Print the entries below exactly as they appear, from the first line up to and including the line with "const [code, setCode]". Do not print any pictures.

(Data entries)
## START
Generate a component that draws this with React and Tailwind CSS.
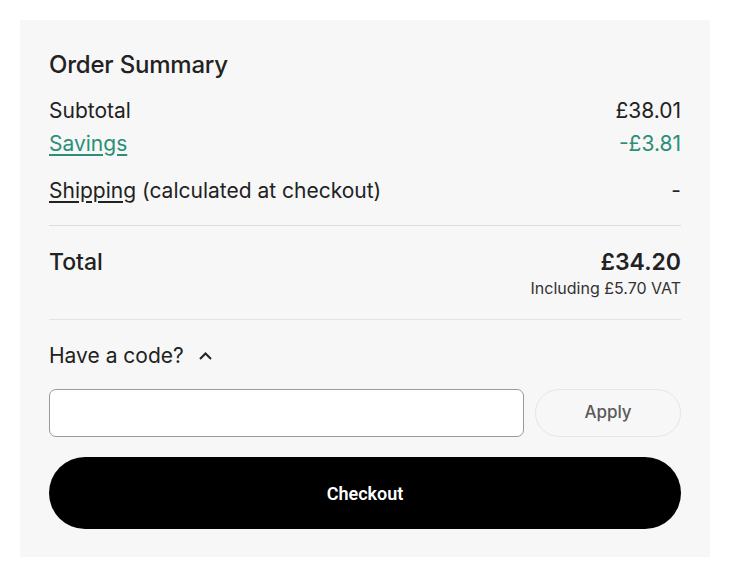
import React, { useState } from "react";

const font = { fontFamily: "Inter, 'Noto Sans', sans-serif" };

function Row({ label, value, className = "" }) {
  return (
    <div className={`flex h-[33px] items-center justify-between ${className}`}>
      {label}
      <span>{value}</span>
    </div>
  );
}

export default function App() {
  const [code, setCode] = useState("");

  return (
    <div className="min-h-[576px] bg-white p-[20px]" style={font}>
      <div className="w-[690px] bg-[#f7f7f7] px-[29px] pt-[30px] pb-[28px] text-[#222222]">
        <h2 className="h-[30px] text-[24px] leading-[30px] font-medium tracking-[-0.2px]">
          Order Summary
        </h2>

        {/* line items */}
        <div className="mt-[14px] text-[21px]">
          <Row label={<span>Subtotal</span>} value="£38.01" />
          <Row
            className="text-[#2a8f76]"
            label={<span className="underline underline-offset-[3px]">Savings</span>}
            value="-£3.81"
          />
          <Row
            className="mt-[14px]"
            label={
              <span>
                <span className="underline underline-offset-[3px]">Shipping</span> (calculated at checkout)
              </span>
            }
            value="-"
          />
        </div>

        <div className="mt-[18px] border-t border-[#dddddd]" />

        {/* total */}
        <div className="flex justify-between pt-[21px] pb-[20px]">
          <span className="text-[23px] leading-[30px] font-medium">Total</span>
          <div className="flex flex-col items-end">
            <span className="text-[23px] leading-[30px] font-semibold">£34.20</span>
            <span className="text-[16px] leading-[22px] text-[#333333]">Including £5.70 VAT</span>
          </div>
        </div>

        <div className="border-t border-[#e3e3e3]" />

        {/* promo code */}
        <button className="mt-[21px] flex h-[30px] items-center gap-[14px] text-[21px]">
          Have a code?
          <svg width="15" height="10" viewBox="0 0 15 10" fill="none">
            <path d="M2 8L7.5 2.5L13 8" stroke="#222" strokeWidth="2" />
          </svg>
        </button>

        <div className="mt-[18px] flex gap-[11px]">
          <input
            value={code}
            onChange={(e) => setCode(e.target.value)}
            className="h-[48px] w-[475px] rounded-[7px] border border-[#9a9a9a] bg-white px-3 text-[16px] outline-none"
          />
          <button className="h-[48px] flex-1 rounded-full border border-[#e6e6e6] text-[17px] font-medium text-[#595959]">
            Apply
          </button>
        </div>

        <button
          className="mt-[20px] h-[72px] w-full rounded-full bg-black text-[18px] font-semibold text-white"
          style={{ fontFamily: "Roboto, 'Liberation Sans', sans-serif" }}
        >
          Checkout
        </button>
      </div>
    </div>
  );
}
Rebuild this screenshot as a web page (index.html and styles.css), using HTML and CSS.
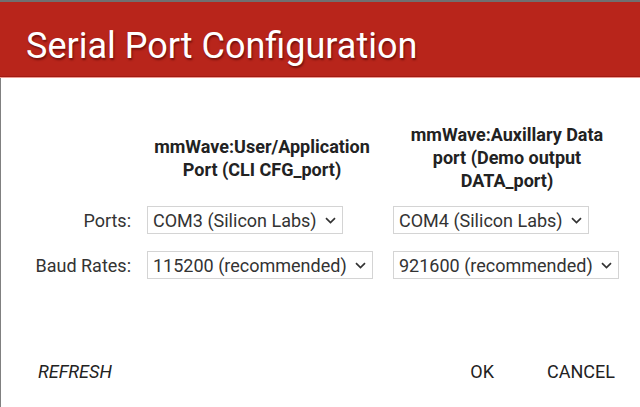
FILE: index.html
```html
<!DOCTYPE html>
<html>
<head>
<meta charset="utf-8">
<link rel="stylesheet" href="styles.css">
</head>
<body>
<div class="window-strip"></div>
<div class="dialog">
  <header class="dialog-header">
    <h1 class="dialog-title">Serial Port Configuration</h1>
  </header>
  <main class="dialog-body">
    <div class="grid headings">
      <div></div>
      <div class="col-heading">mmWave:User/Application<br>Port (CLI CFG_port)</div>
      <div class="col-heading">mmWave:Auxillary Data<br>port (Demo output<br>DATA_port)</div>
    </div>
    <div class="grid rows">
      <div class="row-label">Ports:</div>
      <div class="cell"><div class="select"><span>COM3 (Silicon Labs)</span><svg class="chev" width="11" height="7" viewBox="0 0 11 7"><path d="M1 1.2 L5.5 5.5 L10 1.2" fill="none" stroke="#333" stroke-width="1.7"/></svg></div></div>
      <div class="cell"><div class="select"><span>COM4 (Silicon Labs)</span><svg class="chev" width="11" height="7" viewBox="0 0 11 7"><path d="M1 1.2 L5.5 5.5 L10 1.2" fill="none" stroke="#333" stroke-width="1.7"/></svg></div></div>
      <div class="row-label">Baud Rates:</div>
      <div class="cell"><div class="select"><span>115200 (recommended)</span><svg class="chev" width="11" height="7" viewBox="0 0 11 7"><path d="M1 1.2 L5.5 5.5 L10 1.2" fill="none" stroke="#333" stroke-width="1.7"/></svg></div></div>
      <div class="cell"><div class="select"><span>921600 (recommended)</span><svg class="chev" width="11" height="7" viewBox="0 0 11 7"><path d="M1 1.2 L5.5 5.5 L10 1.2" fill="none" stroke="#333" stroke-width="1.7"/></svg></div></div>
    </div>
  </main>
  <footer class="dialog-actions">
    <button class="btn btn-refresh">REFRESH</button>
    <div class="spacer"></div>
    <button class="btn">OK</button>
    <button class="btn">CANCEL</button>
  </footer>
</div>
</body>
</html>
```
FILE: styles.css
```css
html, body {
  margin: 0;
  padding: 0;
  background: #ffffff;
  font-family: Roboto, "Liberation Sans", sans-serif;
  width: 640px;
  height: 407px;
  overflow: hidden;
}

.window-strip {
  height: 2px;
  background: #707070;
}

.dialog {
  height: 405px;
  display: flex;
  flex-direction: column;
}

.dialog-header {
  box-sizing: border-box;
  height: 75px;
  background: #b8251b;
  border-bottom: 1px solid #a01b13;
  box-shadow: 0 1px 0 #ef9a92;
  padding: 23px 0 0 26px;
  position: relative;
  z-index: 1;
}

.dialog-title {
  margin: 0;
  font-size: 36px;
  font-weight: 400;
  line-height: 42px;
  color: #ffffff;
  text-shadow: 1px 2px 2px rgba(60, 0, 0, 0.55);
}

.dialog-body {
  flex: 1;
  border-left: 1px solid #808080;
  padding-top: 46px;
}

.grid {
  display: grid;
  grid-template-columns: 130px 230px 228px;
  column-gap: 16px;
}

.headings {
  align-items: center;
  margin-bottom: 14px;
}

.col-heading {
  text-align: center;
  font-weight: 700;
  font-size: 18px;
  line-height: 23px;
  color: #222222;
}

.rows {
  row-gap: 17px;
  align-items: center;
}

.row-label {
  text-align: right;
  font-size: 18px;
  color: #333333;
}

.select {
  display: inline-flex;
  align-items: center;
  box-sizing: border-box;
  height: 28px;
  padding: 0 6px 0 5px;
  border: 1px solid #d4d4d4;
  font-size: 18px;
  color: #333333;
  gap: 8px;
}

.chev {
  display: block;
  margin-top: 1px;
}

.dialog-actions {
  display: flex;
  align-items: center;
  border-left: 1px solid #808080;
  padding: 0 9px 23px 21px;
  gap: 21px;
}

.spacer {
  flex: 1;
}

.btn {
  background: none;
  border: none;
  font-family: Roboto, "Liberation Sans", sans-serif;
  font-size: 18px;
  color: #222222;
  padding: 0 16px;
  height: 24px;
  line-height: 24px;
}

.btn-refresh {
  font-style: italic;
}
```
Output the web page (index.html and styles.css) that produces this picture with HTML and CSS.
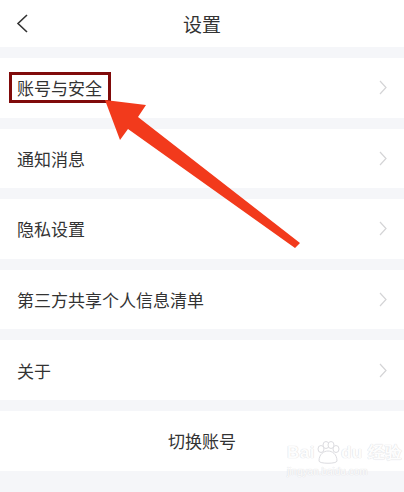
FILE: index.html
```html
<!DOCTYPE html>
<html lang="zh">
<head>
<meta charset="utf-8">
<link rel="stylesheet" href="styles.css">
</head>
<body>
<div class="page">
  <header class="topbar">
    <svg class="back" width="14" height="22" viewBox="0 0 14 22"><polyline points="11,2 2,10.5 11,19" fill="none" stroke="#333" stroke-width="1.6"/></svg>
    <h1 class="title">设置</h1>
  </header>
  <div class="list">
    <div class="row"><span class="label boxed">账号与安全</span><svg class="chev" width="8" height="15" viewBox="0 0 8 15"><polyline points="1,1 7,7.5 1,14" fill="none" stroke="#d4d4d6" stroke-width="1.2"/></svg></div>
    <div class="row"><span class="label">通知消息</span><svg class="chev" width="8" height="15" viewBox="0 0 8 15"><polyline points="1,1 7,7.5 1,14" fill="none" stroke="#d4d4d6" stroke-width="1.2"/></svg></div>
    <div class="row"><span class="label">隐私设置</span><svg class="chev" width="8" height="15" viewBox="0 0 8 15"><polyline points="1,1 7,7.5 1,14" fill="none" stroke="#d4d4d6" stroke-width="1.2"/></svg></div>
    <div class="row"><span class="label">第三方共享个人信息清单</span><svg class="chev" width="8" height="15" viewBox="0 0 8 15"><polyline points="1,1 7,7.5 1,14" fill="none" stroke="#d4d4d6" stroke-width="1.2"/></svg></div>
    <div class="row"><span class="label">关于</span><svg class="chev" width="8" height="15" viewBox="0 0 8 15"><polyline points="1,1 7,7.5 1,14" fill="none" stroke="#d4d4d6" stroke-width="1.2"/></svg></div>
    <div class="row center"><span class="label">切换账号</span></div>
  </div>
  <svg class="arrow" width="404" height="492" viewBox="0 0 404 492">
    <polygon points="105,100 146,105 138,117 300,243 295,248 128,129 120,140" fill="#f23a1c"/>
  </svg>
  <div class="watermark">
    <div class="wm-top">Bai<svg class="paw" width="26" height="24" viewBox="0 0 26 24"><g fill="#fff" stroke="#dcdce0" stroke-width="1"><ellipse cx="6" cy="8" rx="3" ry="3.5"/><ellipse cx="11" cy="4" rx="3" ry="3.5"/><ellipse cx="16" cy="4" rx="3" ry="3.5"/><ellipse cx="21" cy="8" rx="3" ry="3.5"/><path d="M4,20 C4,13 9,10 13,10 C17,10 22,13 22,20 C22,23 4,23 4,20 Z"/></g></svg>du 经验</div>
    <div class="wm-bot">jingyan.baidu.com</div>
  </div>
</div>
</body>
</html>
```
FILE: styles.css
```css
html, body {
  margin: 0;
  padding: 0;
  background: #f5f6f9;
}
.page {
  position: relative;
  width: 404px;
  height: 492px;
  overflow: hidden;
  font-family: "Noto Sans CJK SC", "Noto Sans", sans-serif;
  color: #333;
}
.topbar {
  height: 47px;
  background: #fff;
  display: flex;
  align-items: center;
  justify-content: center;
  position: relative;
}
.back {
  position: absolute;
  left: 16px;
  top: 13px;
}
.title {
  margin: 0;
  font-size: 19px;
  font-weight: 400;
  color: #333;
  line-height: 1;
}
.list {
  display: flex;
  flex-direction: column;
  gap: 11px;
  padding-top: 11px;
}
.row {
  height: 59.6px;
  background: #fff;
  display: flex;
  align-items: center;
  justify-content: space-between;
  padding: 0 17px 0 17px;
  box-sizing: border-box;
}
.row.center {
  justify-content: center;
}
.label {
  font-size: 17px;
  line-height: 1;
  color: #333;
}
.boxed {
  outline: 3px solid #800a0a;
  outline-offset: 4px;
  margin-left: -1px;
  padding: 0 2px 0 1px;
}
.arrow {
  position: absolute;
  left: 0;
  top: 0;
  pointer-events: none;
}
.watermark {
  position: absolute;
  left: 287px;
  top: 441px;
  color: #fdfdfd;
  text-shadow: 0 0 1px #dcdce0, 0 0 1px #dcdce0;
  font-family: "Liberation Sans", sans-serif;
}
.wm-top {
  display: flex;
  align-items: flex-end;
  font-size: 17px;
  font-weight: 700;
  line-height: 20px;
  letter-spacing: 0.5px;
}
.paw {
  margin: 0 0 -2px 0;
}
.wm-bot {
  font-size: 10px;
  line-height: 12px;
  margin-top: 3px;
}
```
## END
:: Response to this exercise ::
Generate a component that draws this with React and Tailwind CSS.
import React, { useState } from "react";

const font = { fontFamily: "Inter, 'Noto Sans', sans-serif" };

function Row({ label, value, className = "" }) {
  return (
    <div className={`flex h-[33px] items-center justify-between ${className}`}>
      {label}
      <span>{value}</span>
    </div>
  );
}

export default function App() {
  const [code, setCode] = useState("");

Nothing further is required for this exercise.